Not everything we write will be perfect – far from it. Every first novel is dire. That is until we start learning and improving until we gain confidence and the skills to make that novel into something that someone will want to read.
And don’t stop at novels – short stories and flash fiction are a great way for writers to improve and hone their skills.
But the best way a writer can improve on their strengths is to listen to feedback, learn from it, read voraciously and keep writing.
Next week: Can internal dialogue make your novel better?


  1. I wholeheartedly agree. In my opinion, the most valuable advice you offer here is to read other genres. It's a good idea to discover what other writers are up to, and to see how they work their own kind of magic.

    I once got stuck in a gift-wrapping line after buying my mother a romance novel. I opened it up to page one. Contrary to my expectations (bias?) the story hooked me as I stood in line. The author knew what she was doing, and I ended up reading the entire book, hopelessly caught up in the plot and with every page, relishing a clever work of art.

    1. Thanks, Mike.

      And it just goes to show, you can never judge a book by it's cover. Even romance ones...

  2. By perusing settled writers, you will likewise get the chance to comprehend the how diversely they approach keeping in touch with; it will give you a more noteworthy valuation for fiction composing and will undoubtedly move you.

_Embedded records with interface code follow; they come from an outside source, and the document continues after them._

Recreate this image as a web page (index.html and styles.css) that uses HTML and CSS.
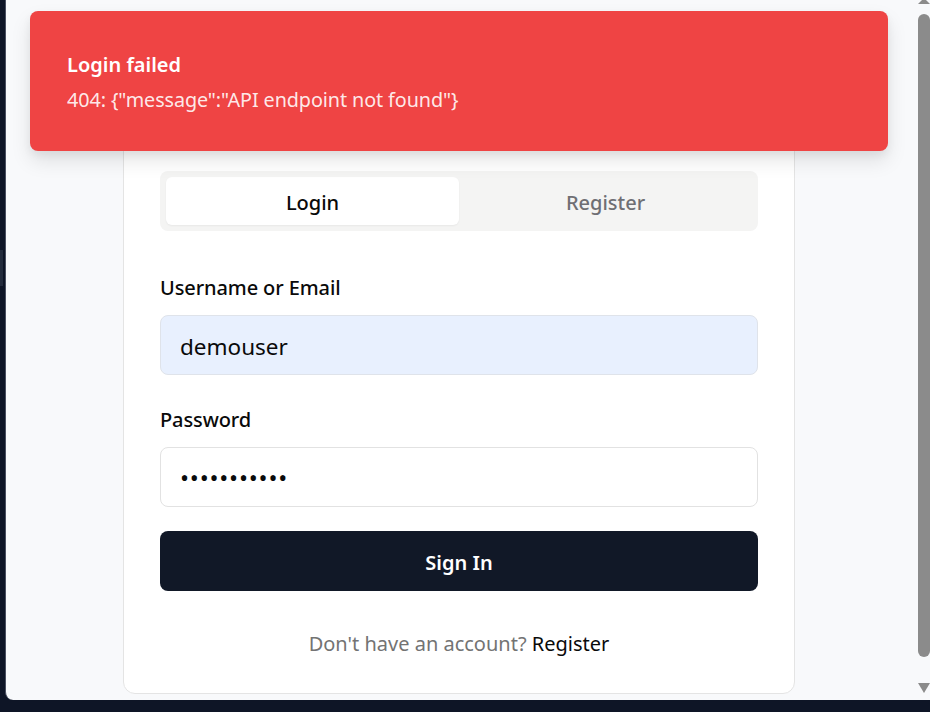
FILE: index.html
```html
<!DOCTYPE html>
<html lang="en">
<head>
<meta charset="utf-8">
<title>Login</title>
<link rel="stylesheet" href="styles.css">
</head>
<body>
<div class="frame">
  <div class="side"><div class="side-tab"></div></div>
  <div class="viewport">
    <div class="page">
      <div class="toast">
        <div class="toast-title">Login failed</div>
        <div class="toast-msg">404: {"message":"API endpoint not found"}</div>
      </div>
      <div class="card">
        <div class="tabs">
          <div class="tab active">Login</div>
          <div class="tab">Register</div>
        </div>
        <form class="form">
          <div class="field">
            <label class="label">Username or Email</label>
            <div class="input autofill">demouser</div>
          </div>
          <div class="field">
            <label class="label">Password</label>
            <div class="input dots">•••••••••••</div>
          </div>
          <div class="btn">Sign In</div>
        </form>
        <p class="footer">Don't have an account? <span class="link">Register</span></p>
      </div>
    </div>
    <div class="scrollbar">
      <div class="arrow up"></div>
      <div class="thumb"></div>
      <div class="arrow down"></div>
    </div>
  </div>
</div>
</body>
</html>
```
FILE: styles.css
```css
* { box-sizing: border-box; }
html, body { margin: 0; padding: 0; }
body {
  width: 930px;
  height: 712px;
  overflow: hidden;
  background: #0e1526;
  font-family: "Noto Sans", "Open Sans", sans-serif;
}
.frame {
  display: flex;
  height: 700px;
}
.side {
  width: 5px;
  flex: none;
  background: #0e1526;
  padding-top: 250px;
}
.side-tab {
  width: 3px;
  height: 36px;
  background: #232b3c;
}
.viewport {
  flex: 1;
  display: flex;
  background: #f8f9fb;
  border-left: 1px solid #4a5060;
  border-bottom-left-radius: 8px;
  overflow: hidden;
}
.page {
  flex: 1;
  position: relative;
  display: flex;
  flex-direction: column;
  align-items: center;
  padding-top: 134px;
}
.toast {
  position: absolute;
  left: 24px;
  top: 11px;
  width: 858px;
  height: 140px;
  background: #ef4444;
  border-radius: 8px;
  box-shadow: 0 10px 20px rgba(0,0,0,0.10), 0 4px 8px rgba(0,0,0,0.05);
  padding: 39px 37px 0;
  color: #fff;
  z-index: 2;
}
.toast-title {
  font-size: 20px;
  font-weight: 600;
  line-height: 28px;
  padding-top: 1px;
}
.toast-msg {
  font-size: 19.8px;
  line-height: 28px;
  margin-top: 7px;
  letter-spacing: -0.1px;
  color: rgba(255,255,255,0.9);
}
.card {
  width: 672px;
  flex: none;
  background: #fff;
  border: 1px solid #e4e4e4;
  border-radius: 12px;
  padding: 36px;
}
.tabs {
  display: grid;
  grid-template-columns: 1fr 1fr;
  background: #f4f4f3;
  border-radius: 8px;
  padding: 6px;
  height: 60px;
}
.tab {
  display: flex;
  align-items: center;
  justify-content: center;
  padding-top: 3px;
  font-size: 20px;
  font-weight: 500;
  color: #6f6f74;
  border-radius: 6px;
}
.tab.active {
  background: #fff;
  color: #0a0a0a;
  box-shadow: 0 1px 2px rgba(0,0,0,0.05);
}
.form {
  margin: 44px 0 0;
  display: flex;
  flex-direction: column;
}
.field {
  display: flex;
  flex-direction: column;
  gap: 14px;
  margin-bottom: 32px;
}
.field + .field { margin-bottom: 24px; }
.label {
  font-size: 20px;
  font-weight: 500;
  line-height: 26px;
  color: #0a0a0a;
  letter-spacing: -0.1px;
}
.input {
  height: 60px;
  border: 1px solid #e2e2e2;
  border-radius: 8px;
  padding: 2px 19px 0;
  display: flex;
  align-items: center;
  font-size: 22.5px;
  color: #0a0a0a;
  background: #fff;
}
.input.autofill {
  background: #e8f0fe;
  border-color: #dfe3ea;
}
.input.dots {
  font-size: 24px;
  letter-spacing: 0.8px;
  padding-top: 0;
}
.btn {
  height: 60px;
  background: #111827;
  border-radius: 8px;
  color: #fff;
  display: flex;
  align-items: center;
  justify-content: center;
  padding-top: 3px;
  font-size: 20px;
  font-weight: 600;
}
.footer {
  margin: 40px 0 0;
  text-align: center;
  font-size: 20px;
  line-height: 26px;
  color: #737373;
}
.link { color: #0a0a0a; }
.scrollbar {
  width: 18px;
  flex: none;
  display: flex;
  flex-direction: column;
  align-items: center;
  padding: 0 0 7px 5px;
  background: #f8f9fb;
}
.arrow {
  width: 0;
  height: 0;
  border-left: 6.5px solid transparent;
  border-right: 6.5px solid transparent;
}
.arrow.up {
  border-bottom: 6px solid #8b8b8b;
  margin-top: -2px;
}
.arrow.down {
  border-top: 10px solid #8b8b8b;
}
.thumb {
  width: 12px;
  margin-top: 10px;
  height: 643px;
  background: #8b8b8b;
  border-radius: 6px;
  margin-bottom: 26px;
}
```
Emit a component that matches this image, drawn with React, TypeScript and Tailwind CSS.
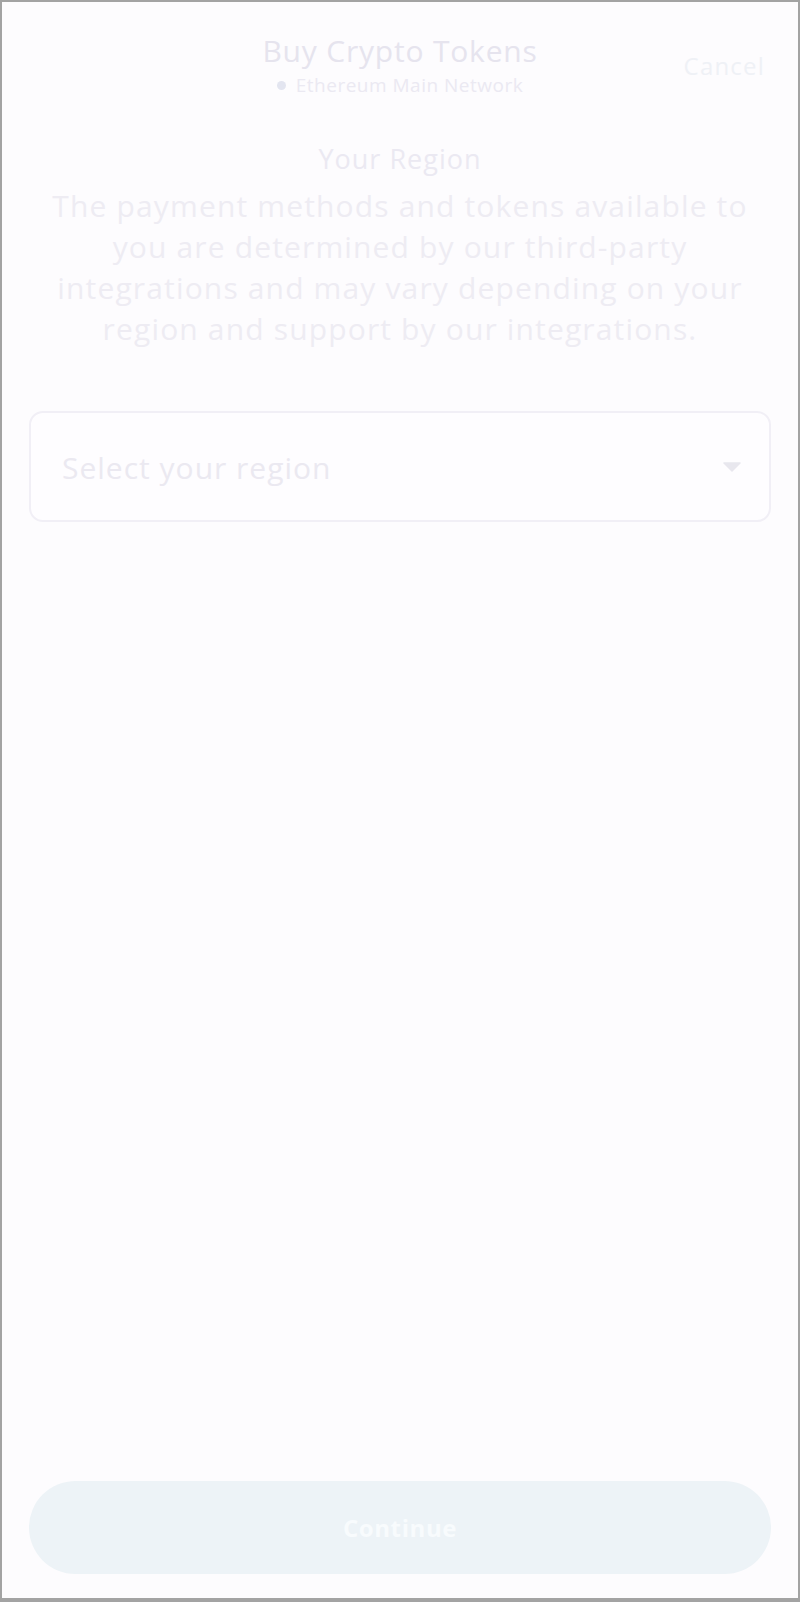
import React from 'react';

const FONT = { fontFamily: '"Open Sans", "Noto Sans", sans-serif' };

function Header() {
  return (
    <div className="relative pt-[31px] flex flex-col items-center">
      <h1 className="text-[30px] leading-[36px] tracking-[0.8px] text-[#e6e4ee]">Buy Crypto Tokens</h1>
      <div className="mt-[5px] flex items-center gap-[10px] text-[19px] leading-[22px] tracking-[0.5px] text-[#ebe9f2]">
        <span className="w-[9px] h-[9px] rounded-full bg-[#e3e5f0]" />
        <span>Ethereum Main Network</span>
      </div>
      <button className="absolute right-[33px] top-[49px] text-[24px] leading-[30px] tracking-[1.2px] text-[#eff1f6]">
        Cancel
      </button>
    </div>
  );
}

export default function App() {
  return (
    <div
      style={FONT}
      className="w-[800px] h-[1602px] bg-[#fdfcfe] border-2 border-b-[4px] border-[#a3a3a3] flex flex-col"
    >
      <Header />

      <div className="mt-[48px] flex flex-col items-center text-center">
        <h2 className="text-[27px] leading-[30px] tracking-[1px] text-[#ebe9f2]">Your Region</h2>
        <p className="mt-[11px] text-[30px] leading-[41px] tracking-[1.15px] text-[#eeecf3]">
          The payment methods and tokens available to
          <br />
          you are determined by our third-party
          <br />
          integrations and may vary depending on your
          <br />
          region and support by our integrations.
        </p>
      </div>

      <div className="mx-[27px] mt-[62px] h-[111px] rounded-[14px] border-2 border-[#f1eff6] bg-[#fefdff] flex items-center justify-between pl-[31px] pr-[28px]">
        <span className="mt-[2px] text-[30px] leading-[36px] tracking-[1px] text-[#ebe9f1]">Select your region</span>
        <svg width="18" height="10" viewBox="0 0 18 10">
          <path d="M1 1 L17 1 L9 9 Z" fill="#e8e7ee" stroke="#e8e7ee" strokeWidth="1.5" strokeLinejoin="round" />
        </svg>
      </div>

      <div className="flex-1" />

      <div className="mx-[27px] mb-[24px]">
        <button className="w-full h-[93px] rounded-full bg-[#edf3f7] text-[24px] font-bold tracking-[0.6px] text-[#f8fbfd]">
          Continue
        </button>
      </div>
    </div>
  );
}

  3. Weirdly enough, I tried to plan out a novel that I had a lot of passion to write. Then I began to write it and ran out of steam within two chapters. Then, if I don't plan something, I can write for ages. Are there some writers that don't plan as much?

    1. Wolf, you are not alone. Plenty of writers do just crack on and write sometimes and just let it lead them. We're all different. Obviously a bit of planning helps, but if you can edit as well as you write, then you can bring it all together.

  4. I am sure that this doesn't work for most, but I use my previous experience as a DM (dungeon master) playing Dungeons and Dragons to help me build and try to visualize my story. I find that this is helping me with the novel I am currently writing. Using the game to help me visualize and describe the story. It was fun to place the players into perilous situations and then watch them work their way out of it. Now using that same type of model as I write not only makes it fun, but helps me to try and make the story entertaining.

    1. Ken, your method is intriguing, but if it works for you and it gets the results you want, then it's down to what we're comfortable doing best. As I've already said, we're all different.

  5. Thanks. That was joyful to read. Big regards, Dorothy.